Dana Simpson's UNICORN ON A ROLL - Guest Post


   
Guest Post
by Dana Simpson

      Sometimes a unicorn turns up and changes your life. It happened to me.
      Some background: I wrote and drew a web comic called “Ozy and Millie” for ten years. I never meant it to be a web comic. I had visions of newspaper syndication in my head. I still have a stack of rejection letters from that time, in a drawer.
      I had nearly given up on that dream after a decade, though. I ended the strip and began assembling my portfolio to maybe pursue some other ways of making money from my art. It turned out that my 20-year-old self, who thought getting syndicated might happen quickly, was being a touch unrealistic. And then a friend told me that Universal Uclick was holding a talent search competition, one of the prizes of which was a development contract for a potential syndicated strip. And I thought “I’m as qualified to win this contest as anybody on the planet.”
      So I scraped together a 14-strip sample of a proposed new strip. I settled quickly on a protagonist: a dark-haired, freckle-faced little girl, who may bear at least a passing resemblance to a young me. I didn’t give her a name; I just called her “Girl.” Which was also the title of the strip. The concept was, she spent all her time hanging out in the forest with various talking animal friends, all of whom were called “Bird” or “Rabbit” or “Dragon.” They didn’t go by actual names, so neither did she. I still think that’s funny.
      I recycled some Ozy and Millie scripts, to get to 14 strips. It wasn’t a fully formed strip concept. It was a seed.
      And I won the contest, so I had to make the seed grow into something.

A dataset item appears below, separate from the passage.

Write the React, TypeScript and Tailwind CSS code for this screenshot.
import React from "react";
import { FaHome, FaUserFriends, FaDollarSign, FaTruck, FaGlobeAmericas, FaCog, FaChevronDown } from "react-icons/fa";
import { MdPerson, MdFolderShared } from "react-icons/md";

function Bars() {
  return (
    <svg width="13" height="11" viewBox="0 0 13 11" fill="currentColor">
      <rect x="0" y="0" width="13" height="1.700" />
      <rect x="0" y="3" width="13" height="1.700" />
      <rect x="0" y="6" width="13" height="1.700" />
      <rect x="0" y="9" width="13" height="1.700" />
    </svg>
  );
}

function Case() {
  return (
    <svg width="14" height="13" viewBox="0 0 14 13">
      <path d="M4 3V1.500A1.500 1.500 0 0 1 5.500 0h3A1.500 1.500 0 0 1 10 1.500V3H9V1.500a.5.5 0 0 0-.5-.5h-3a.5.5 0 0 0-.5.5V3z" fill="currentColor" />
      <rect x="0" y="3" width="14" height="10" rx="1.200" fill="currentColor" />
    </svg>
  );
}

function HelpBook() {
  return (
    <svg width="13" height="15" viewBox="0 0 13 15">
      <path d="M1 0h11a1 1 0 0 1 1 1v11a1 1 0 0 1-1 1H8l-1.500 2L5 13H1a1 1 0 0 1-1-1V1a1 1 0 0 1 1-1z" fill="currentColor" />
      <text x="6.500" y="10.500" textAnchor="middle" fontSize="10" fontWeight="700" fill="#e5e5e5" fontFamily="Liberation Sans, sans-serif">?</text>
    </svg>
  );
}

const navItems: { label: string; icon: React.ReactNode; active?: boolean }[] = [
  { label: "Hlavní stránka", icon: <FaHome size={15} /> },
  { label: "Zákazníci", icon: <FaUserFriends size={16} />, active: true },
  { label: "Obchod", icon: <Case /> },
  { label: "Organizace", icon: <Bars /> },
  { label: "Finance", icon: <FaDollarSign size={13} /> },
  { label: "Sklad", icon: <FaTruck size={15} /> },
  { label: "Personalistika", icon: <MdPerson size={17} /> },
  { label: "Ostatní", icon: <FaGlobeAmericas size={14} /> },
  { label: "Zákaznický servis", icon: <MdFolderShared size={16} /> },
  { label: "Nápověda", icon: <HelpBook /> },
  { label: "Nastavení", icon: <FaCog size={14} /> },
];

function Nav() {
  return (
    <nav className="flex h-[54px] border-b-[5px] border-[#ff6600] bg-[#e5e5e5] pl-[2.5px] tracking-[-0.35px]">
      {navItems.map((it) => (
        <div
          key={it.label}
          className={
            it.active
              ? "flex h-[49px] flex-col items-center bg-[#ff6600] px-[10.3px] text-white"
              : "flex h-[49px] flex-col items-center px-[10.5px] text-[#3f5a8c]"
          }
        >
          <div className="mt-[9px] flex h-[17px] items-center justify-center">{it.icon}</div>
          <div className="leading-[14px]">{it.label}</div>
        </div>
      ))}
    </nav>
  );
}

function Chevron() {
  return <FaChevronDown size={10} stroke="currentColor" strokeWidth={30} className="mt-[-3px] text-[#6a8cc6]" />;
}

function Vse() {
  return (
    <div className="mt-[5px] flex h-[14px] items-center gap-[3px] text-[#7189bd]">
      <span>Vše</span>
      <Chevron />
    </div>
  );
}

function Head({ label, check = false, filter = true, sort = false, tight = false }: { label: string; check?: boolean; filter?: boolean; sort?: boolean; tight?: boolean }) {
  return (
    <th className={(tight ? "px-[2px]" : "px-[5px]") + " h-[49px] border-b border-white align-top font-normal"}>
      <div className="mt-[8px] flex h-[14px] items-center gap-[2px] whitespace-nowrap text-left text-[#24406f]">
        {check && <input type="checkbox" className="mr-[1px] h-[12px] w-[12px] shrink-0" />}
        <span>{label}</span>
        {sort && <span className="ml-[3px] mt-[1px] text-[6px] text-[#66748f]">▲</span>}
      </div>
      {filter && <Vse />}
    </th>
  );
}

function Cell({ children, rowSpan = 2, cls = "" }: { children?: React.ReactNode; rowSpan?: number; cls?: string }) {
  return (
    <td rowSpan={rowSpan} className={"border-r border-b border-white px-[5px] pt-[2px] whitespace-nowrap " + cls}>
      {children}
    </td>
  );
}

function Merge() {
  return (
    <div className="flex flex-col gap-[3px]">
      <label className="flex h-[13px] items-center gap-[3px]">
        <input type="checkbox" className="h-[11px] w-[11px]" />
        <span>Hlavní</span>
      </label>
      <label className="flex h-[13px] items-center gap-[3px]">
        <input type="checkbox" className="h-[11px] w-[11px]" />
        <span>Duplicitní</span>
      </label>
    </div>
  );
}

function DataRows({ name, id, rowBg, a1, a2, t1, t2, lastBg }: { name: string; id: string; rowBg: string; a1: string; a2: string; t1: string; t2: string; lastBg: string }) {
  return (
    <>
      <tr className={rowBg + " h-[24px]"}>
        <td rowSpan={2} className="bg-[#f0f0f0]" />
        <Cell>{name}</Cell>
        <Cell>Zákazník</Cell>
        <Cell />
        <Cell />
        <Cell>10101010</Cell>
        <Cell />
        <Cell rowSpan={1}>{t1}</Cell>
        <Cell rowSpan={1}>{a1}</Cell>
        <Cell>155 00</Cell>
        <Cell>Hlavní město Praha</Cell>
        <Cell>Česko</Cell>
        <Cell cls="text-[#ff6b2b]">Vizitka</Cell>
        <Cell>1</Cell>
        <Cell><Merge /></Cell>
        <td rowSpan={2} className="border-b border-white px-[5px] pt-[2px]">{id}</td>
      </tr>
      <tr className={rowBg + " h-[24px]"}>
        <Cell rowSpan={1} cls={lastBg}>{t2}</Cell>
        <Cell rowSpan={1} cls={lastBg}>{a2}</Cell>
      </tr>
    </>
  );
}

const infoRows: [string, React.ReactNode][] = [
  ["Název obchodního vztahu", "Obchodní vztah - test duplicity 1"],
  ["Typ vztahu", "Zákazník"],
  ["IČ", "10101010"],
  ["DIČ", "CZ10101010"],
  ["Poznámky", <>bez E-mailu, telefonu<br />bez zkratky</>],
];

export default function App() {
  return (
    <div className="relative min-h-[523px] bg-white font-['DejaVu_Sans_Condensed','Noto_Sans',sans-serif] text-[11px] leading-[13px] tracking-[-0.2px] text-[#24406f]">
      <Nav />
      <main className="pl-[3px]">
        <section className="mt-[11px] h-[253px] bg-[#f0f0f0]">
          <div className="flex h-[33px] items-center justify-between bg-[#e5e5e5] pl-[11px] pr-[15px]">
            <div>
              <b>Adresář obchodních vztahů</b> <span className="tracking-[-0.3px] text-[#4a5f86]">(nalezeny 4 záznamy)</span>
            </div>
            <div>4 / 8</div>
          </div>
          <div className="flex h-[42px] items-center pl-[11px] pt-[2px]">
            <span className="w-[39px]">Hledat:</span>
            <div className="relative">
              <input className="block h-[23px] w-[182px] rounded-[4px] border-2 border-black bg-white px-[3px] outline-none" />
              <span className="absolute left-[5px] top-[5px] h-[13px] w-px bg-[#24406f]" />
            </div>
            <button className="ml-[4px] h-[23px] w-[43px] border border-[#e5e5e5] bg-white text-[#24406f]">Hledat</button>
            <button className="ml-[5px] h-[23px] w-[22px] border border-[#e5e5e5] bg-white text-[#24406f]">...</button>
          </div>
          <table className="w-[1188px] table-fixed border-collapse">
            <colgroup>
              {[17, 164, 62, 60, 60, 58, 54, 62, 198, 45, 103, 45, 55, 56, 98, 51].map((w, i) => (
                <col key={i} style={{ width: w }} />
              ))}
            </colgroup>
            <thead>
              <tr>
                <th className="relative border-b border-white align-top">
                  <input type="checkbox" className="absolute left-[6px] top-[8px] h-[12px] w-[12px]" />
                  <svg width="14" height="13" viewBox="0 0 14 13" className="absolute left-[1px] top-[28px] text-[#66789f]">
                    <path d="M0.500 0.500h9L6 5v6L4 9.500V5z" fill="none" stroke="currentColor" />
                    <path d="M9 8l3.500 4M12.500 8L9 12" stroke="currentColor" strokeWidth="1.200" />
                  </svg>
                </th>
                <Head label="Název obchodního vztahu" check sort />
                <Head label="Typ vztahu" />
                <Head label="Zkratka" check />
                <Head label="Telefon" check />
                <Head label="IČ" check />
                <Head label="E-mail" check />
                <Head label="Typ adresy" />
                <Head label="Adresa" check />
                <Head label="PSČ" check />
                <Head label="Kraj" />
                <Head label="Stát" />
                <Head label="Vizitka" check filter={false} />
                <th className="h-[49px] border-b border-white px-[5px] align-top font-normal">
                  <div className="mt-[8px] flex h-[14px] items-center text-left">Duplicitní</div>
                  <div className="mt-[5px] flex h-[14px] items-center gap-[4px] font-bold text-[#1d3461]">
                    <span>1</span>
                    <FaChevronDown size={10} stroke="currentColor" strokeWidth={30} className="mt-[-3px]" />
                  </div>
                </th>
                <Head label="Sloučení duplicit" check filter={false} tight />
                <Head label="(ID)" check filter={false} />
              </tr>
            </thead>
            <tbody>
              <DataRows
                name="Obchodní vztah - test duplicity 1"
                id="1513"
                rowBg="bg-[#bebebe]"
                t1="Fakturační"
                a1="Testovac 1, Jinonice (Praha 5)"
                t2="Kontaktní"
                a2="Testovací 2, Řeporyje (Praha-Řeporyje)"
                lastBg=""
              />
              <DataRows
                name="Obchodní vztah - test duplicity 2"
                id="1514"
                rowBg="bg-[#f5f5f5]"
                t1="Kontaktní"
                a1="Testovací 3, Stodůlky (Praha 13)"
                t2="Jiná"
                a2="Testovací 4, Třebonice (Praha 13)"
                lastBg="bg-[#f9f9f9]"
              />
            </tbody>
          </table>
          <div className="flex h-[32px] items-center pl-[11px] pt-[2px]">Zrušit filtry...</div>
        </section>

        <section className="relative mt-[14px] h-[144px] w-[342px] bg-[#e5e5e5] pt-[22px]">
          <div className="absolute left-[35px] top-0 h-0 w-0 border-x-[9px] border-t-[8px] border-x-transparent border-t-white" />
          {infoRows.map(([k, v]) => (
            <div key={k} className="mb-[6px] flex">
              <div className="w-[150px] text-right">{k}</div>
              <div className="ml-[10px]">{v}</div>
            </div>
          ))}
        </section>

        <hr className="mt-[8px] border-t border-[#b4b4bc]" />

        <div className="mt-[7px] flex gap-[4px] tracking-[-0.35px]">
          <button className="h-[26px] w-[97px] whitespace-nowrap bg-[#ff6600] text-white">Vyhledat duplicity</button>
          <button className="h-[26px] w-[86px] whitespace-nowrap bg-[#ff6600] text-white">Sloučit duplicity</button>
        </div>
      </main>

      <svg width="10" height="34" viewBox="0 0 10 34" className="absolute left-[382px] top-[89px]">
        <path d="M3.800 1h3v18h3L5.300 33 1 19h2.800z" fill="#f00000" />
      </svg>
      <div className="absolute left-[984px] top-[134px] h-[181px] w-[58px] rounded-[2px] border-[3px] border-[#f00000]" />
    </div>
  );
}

      Once again, my expectations were unrealistic. (I had just beaten a whole bunch of people in a contest; possibly it went to my head.) I thought “I’ll just flesh out this 14-strip sample, and it’ll get launched in papers, and that will be that.” It wasn’t that easy.
      I had to send in 30 strip roughs per month. So I started doing it. And the notes I got back, at first, were…less than encouraging.
      Among other criticisms, I kept hearing some version of “I don’t know who your main character is.” Which was fair. I didn’t know who she was either. Like all my characters, “Girl” was basically me, and I wasn’t even sure who I was at the time.
      I was in the final phase of settling into a new gender. I had spent the previous few years moving myself from male to female, in the process resolving a lifetime of tension with myself.
      And when you do that, you have to reinvent yourself. Who are you on the other side of that divide? It’s a particularly salient question for a writer. And it was one I discovered I had no answer for yet. I quite simply didn’t know what I wanted to say, anymore. Or how, or about what.
      And so I flailed my way through a year of development, trying various ideas. My protagonist acquired the name “Phoebe,” after I was advised that a strip called “Girl” would be impossible to google.
      But I was told that the work I was doing was not good enough to syndicate. And I had to concede that was right. I got scared I was going to blow the opportunity I’d been trying to get for so very long. And then one day, a unicorn showed up.
      At first, she was meant to be part of a one-off strip. The gag was that Phoebe is contemplating aloud whether an expectation is realistic…pan out, and we see she’s discussing this with a unicorn. Ha ha. But then the unicorn wouldn’t leave.
      I didn’t want her to leave, either. I saw immediately that the unicorn was exactly what the strip was missing. So I wrote her into some more strips. I named her Marigold Heavenly Nostrils, a name I got by typing my own name into an online unicorn name generator.       I knew quickly all the things she was. Vain, cheerfully arrogant, sometimes wise in a hoof-gazing sort of way. And when I made her Phoebe’s best friend, I understood who Phoebe was, too. Their relationship clicked, the strip launched, and now it’s in a lot of newspapers, and the two book collections have been successful. And that’s how I made “Phoebe and Her Unicorn.”
      But Marigold didn’t just show me who Phoebe was. Marigold and Phoebe together helped me find who I was, as a writer and as a woman.
      I’m the lady who makes the unicorns. And I have the best job in the entire world.

Dana's workspace.

1 comment:

Tobi-Dawne Smith said...

You are our new favourite!
We stumbled upon Unicorn on a Roll at Costco, and we love you!
So glad to have found your guest post here... love you even more now that we know something about you.